Canadian green activist named environment minister

  • : Emissions
  • 21/10/26

Canadian prime minister Justin Trudeau has appointed a former Greenpeace Canada manager to lead the country's efforts to address climate change.

Steven Guilbeault, previously Canada's minister of heritage and a Liberal member of Parliament since 2019, today was sworn in to his new role as minister of environment and climate change. The swearing in moves Canada closer to finalizing its Clean Fuel Standard as the ministry staff end its "caretaker" roles following the recent elections and resume operations under new leadership.

Canada's cabinet shake-up follows a snap September election that saw Trudeau's Liberal party maintain a majority but fall short of the numbers needed to govern with control of Parliament.

The election instead set the stage for the change in cabinet as two of the party's ministers — for Fisheries, Oceans and the Canadian Coast Guard and for rural economic development — lost their seats. Former environment minister Jonathan Wilkinson was sworn in as minister of natural resources.

Guilbeault, an ecologist who worked with Greenpeace Canada and co-founded Quebec environmental organization Equiterre, assumes his new role on the eve of the COP 26 climate talks in Glasgow, Scotland. He has previously worked as a strategic adviser on renewable fuels and climate issues, and described himself as a "radical pragmatist" in his 2019 campaign.

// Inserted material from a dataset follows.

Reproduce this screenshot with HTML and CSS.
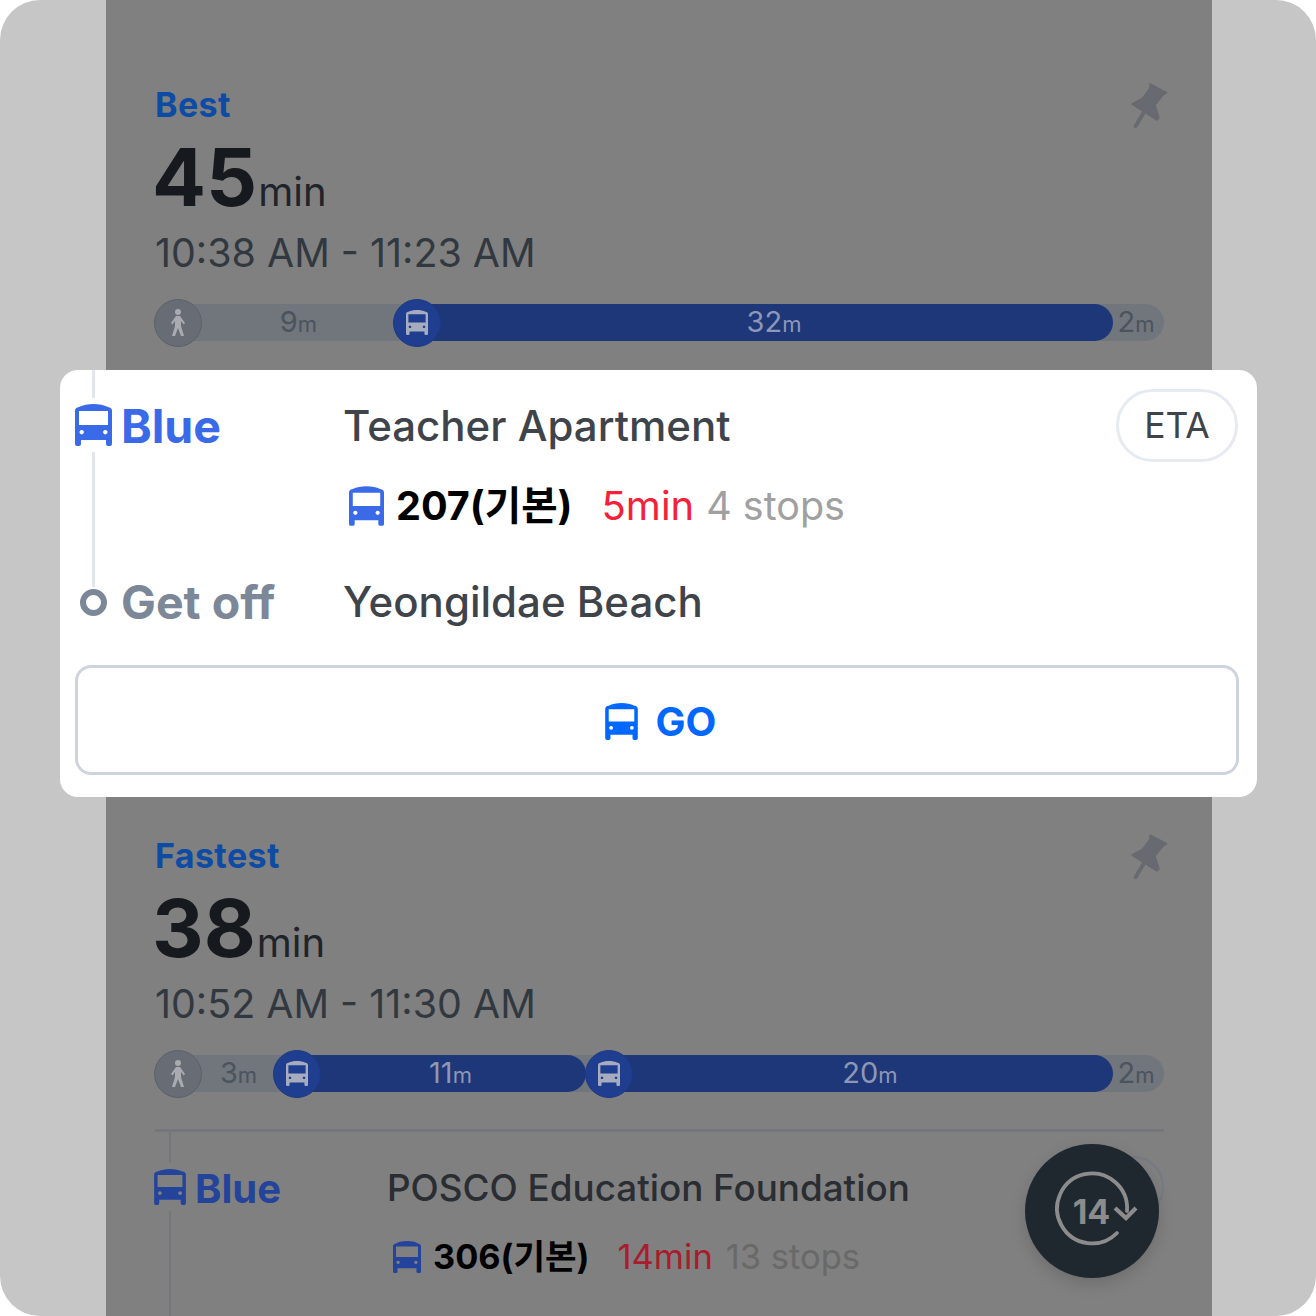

He will now oversee a ministry waiting to finalize Canada's Clean Fuel Standard, a low-carbon fuel mandate to begin trading in early 2023. The final regulations are due by the end of this year.

Both changes in roles were significant, said Ian Thomson, president of industry group Advanced Biofuels Canada. Wilkinson will lead a ministry that has in the past been considered a roadblock for decarbonization policies, and Guilbeault shows a seriousness about environmental programs that critics had questioned, he said.

"We understand that, during the campaign, the 'all talk, no walk' on the Liberal's climate policies stung them internally," Thomson said. "They are coming into this new sitting of Parliament intent on shedding that label."